▸ **WRITTEN PROBLEM**
Show all lines from the data that include the word "React".

▸ **DATA TO USE**
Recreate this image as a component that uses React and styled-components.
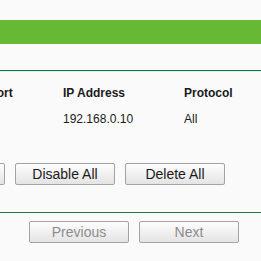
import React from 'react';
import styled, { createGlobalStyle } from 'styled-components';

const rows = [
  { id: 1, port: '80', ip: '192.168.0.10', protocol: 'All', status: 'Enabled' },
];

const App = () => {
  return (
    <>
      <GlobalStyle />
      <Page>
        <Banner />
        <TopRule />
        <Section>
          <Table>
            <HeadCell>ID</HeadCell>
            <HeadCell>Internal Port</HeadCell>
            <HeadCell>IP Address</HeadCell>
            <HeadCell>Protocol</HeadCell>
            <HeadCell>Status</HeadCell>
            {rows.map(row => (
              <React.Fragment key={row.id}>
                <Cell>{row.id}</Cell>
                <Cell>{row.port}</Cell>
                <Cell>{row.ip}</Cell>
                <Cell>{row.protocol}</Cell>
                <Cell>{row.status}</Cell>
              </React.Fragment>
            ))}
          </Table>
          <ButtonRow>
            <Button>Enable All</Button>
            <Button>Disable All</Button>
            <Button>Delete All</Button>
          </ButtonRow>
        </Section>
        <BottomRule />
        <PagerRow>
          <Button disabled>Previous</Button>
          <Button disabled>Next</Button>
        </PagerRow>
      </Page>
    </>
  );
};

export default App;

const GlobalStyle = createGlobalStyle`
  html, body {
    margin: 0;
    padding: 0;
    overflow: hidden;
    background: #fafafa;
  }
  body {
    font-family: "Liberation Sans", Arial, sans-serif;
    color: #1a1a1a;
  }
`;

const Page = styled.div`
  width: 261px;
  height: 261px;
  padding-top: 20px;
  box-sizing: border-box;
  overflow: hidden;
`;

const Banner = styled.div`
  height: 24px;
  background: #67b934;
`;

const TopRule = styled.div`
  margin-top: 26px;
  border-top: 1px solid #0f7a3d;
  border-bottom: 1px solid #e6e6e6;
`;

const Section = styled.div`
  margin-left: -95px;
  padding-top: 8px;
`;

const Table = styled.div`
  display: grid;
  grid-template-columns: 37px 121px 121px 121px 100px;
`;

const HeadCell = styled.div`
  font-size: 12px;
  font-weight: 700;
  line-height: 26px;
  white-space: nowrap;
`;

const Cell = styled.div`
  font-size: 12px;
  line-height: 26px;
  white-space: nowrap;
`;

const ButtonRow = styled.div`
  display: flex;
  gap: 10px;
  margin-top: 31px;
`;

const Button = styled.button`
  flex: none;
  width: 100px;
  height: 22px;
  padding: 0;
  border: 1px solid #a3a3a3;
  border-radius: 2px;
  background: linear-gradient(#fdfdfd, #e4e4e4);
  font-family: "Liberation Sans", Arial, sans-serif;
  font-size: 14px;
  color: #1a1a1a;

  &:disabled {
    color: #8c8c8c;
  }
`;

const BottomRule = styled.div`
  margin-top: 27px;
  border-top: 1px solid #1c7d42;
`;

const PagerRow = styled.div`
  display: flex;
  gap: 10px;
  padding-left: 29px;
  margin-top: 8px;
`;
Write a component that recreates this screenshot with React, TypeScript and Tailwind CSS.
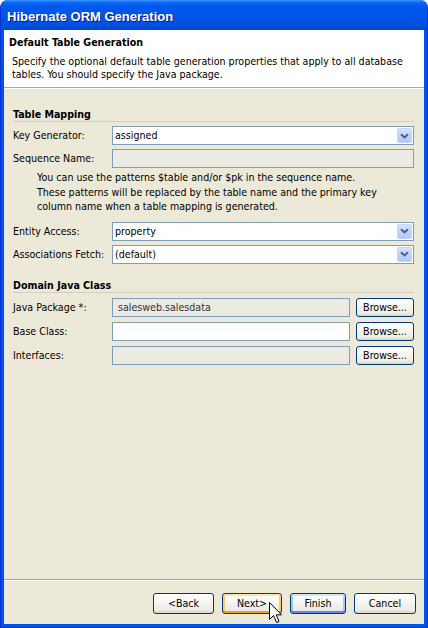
* * *
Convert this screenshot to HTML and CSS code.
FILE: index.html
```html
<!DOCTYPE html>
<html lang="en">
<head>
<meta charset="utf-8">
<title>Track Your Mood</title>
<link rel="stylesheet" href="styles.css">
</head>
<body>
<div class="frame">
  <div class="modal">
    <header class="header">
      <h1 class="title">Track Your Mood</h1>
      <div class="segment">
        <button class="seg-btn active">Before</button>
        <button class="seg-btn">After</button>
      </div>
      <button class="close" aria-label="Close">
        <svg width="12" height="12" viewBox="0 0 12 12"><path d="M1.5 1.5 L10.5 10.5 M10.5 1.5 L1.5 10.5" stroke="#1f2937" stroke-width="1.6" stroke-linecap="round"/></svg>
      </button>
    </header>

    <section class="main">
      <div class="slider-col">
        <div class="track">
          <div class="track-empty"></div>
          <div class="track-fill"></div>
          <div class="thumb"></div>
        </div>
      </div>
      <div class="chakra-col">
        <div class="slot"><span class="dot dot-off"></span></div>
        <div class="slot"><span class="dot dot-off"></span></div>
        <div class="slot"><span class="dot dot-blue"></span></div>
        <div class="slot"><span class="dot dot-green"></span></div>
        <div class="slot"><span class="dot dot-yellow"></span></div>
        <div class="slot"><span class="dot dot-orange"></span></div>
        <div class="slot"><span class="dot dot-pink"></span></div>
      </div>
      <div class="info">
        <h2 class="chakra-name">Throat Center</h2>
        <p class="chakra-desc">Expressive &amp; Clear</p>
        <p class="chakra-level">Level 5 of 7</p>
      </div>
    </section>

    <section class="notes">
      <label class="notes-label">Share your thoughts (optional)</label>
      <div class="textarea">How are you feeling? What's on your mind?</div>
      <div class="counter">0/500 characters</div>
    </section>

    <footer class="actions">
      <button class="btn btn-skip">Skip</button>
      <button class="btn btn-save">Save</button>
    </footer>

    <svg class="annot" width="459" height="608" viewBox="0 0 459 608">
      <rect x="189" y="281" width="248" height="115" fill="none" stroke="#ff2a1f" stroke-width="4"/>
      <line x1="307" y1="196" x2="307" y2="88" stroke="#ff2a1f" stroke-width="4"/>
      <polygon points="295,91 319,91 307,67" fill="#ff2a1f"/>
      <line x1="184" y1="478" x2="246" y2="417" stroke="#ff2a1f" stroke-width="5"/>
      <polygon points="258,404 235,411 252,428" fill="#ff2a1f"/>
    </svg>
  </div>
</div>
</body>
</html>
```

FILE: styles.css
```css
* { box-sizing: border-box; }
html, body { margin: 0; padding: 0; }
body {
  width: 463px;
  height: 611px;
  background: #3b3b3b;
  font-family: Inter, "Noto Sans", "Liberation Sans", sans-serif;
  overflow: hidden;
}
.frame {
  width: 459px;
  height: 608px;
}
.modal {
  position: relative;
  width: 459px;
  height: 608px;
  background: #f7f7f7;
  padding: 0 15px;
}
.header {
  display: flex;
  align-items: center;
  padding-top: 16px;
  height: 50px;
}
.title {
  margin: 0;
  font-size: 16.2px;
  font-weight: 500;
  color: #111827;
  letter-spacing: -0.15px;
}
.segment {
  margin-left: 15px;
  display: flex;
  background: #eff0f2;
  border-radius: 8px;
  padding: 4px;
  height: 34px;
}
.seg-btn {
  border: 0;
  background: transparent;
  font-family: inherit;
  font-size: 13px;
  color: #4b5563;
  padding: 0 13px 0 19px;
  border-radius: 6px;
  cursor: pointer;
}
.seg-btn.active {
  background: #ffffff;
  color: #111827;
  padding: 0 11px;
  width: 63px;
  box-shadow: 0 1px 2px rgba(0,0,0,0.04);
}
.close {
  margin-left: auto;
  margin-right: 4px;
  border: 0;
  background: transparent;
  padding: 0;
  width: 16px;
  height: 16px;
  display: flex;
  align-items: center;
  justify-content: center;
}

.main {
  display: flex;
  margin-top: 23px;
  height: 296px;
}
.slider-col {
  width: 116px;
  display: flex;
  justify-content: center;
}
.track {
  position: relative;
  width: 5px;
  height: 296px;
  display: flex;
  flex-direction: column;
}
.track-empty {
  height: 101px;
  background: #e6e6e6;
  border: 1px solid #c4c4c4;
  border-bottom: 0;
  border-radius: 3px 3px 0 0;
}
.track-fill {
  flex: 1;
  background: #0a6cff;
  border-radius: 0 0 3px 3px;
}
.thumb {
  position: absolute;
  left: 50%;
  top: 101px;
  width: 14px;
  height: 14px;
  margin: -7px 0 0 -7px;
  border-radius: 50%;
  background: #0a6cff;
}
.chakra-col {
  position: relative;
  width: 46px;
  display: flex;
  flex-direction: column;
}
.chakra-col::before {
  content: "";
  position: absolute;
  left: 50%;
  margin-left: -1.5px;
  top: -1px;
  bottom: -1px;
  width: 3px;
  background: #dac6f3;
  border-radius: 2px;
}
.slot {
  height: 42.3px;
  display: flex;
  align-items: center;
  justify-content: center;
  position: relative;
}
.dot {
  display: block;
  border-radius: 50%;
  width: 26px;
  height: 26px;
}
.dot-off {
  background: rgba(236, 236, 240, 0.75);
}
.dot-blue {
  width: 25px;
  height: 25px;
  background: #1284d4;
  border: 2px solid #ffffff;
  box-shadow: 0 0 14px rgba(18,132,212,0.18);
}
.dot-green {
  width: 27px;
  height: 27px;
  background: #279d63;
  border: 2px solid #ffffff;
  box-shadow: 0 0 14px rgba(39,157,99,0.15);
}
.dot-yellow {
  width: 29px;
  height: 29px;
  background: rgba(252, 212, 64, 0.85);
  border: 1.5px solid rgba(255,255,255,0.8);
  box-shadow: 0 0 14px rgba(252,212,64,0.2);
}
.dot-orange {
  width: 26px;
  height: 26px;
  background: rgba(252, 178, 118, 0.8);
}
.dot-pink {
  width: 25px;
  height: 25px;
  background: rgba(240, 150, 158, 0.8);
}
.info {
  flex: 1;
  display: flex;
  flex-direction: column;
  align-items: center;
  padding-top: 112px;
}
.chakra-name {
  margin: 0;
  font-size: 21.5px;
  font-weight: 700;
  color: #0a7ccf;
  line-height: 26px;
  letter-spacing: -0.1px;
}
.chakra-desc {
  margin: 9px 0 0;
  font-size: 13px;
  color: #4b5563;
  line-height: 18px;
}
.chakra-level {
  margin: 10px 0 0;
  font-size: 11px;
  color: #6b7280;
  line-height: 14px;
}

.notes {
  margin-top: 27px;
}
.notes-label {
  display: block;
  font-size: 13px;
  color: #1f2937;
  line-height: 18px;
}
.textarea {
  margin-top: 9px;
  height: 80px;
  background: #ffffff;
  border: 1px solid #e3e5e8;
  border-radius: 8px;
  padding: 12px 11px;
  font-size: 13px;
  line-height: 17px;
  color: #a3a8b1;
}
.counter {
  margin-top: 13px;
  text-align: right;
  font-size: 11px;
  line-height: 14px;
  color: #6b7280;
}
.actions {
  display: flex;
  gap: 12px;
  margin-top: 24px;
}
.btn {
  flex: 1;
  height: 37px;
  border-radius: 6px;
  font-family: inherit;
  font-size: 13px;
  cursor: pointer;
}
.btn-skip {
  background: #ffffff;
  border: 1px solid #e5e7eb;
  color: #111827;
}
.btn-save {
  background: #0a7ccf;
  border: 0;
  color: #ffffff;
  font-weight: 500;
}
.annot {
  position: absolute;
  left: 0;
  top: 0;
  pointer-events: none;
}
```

▸ **ANSWER TO THIS PROBLEM**
Recreate this image as a component that uses React and styled-components.
import React from 'react';
              <React.Fragment key={row.id}>
              </React.Fragment>
Write a component that recreates this screenshot with React, TypeScript and Tailwind CSS.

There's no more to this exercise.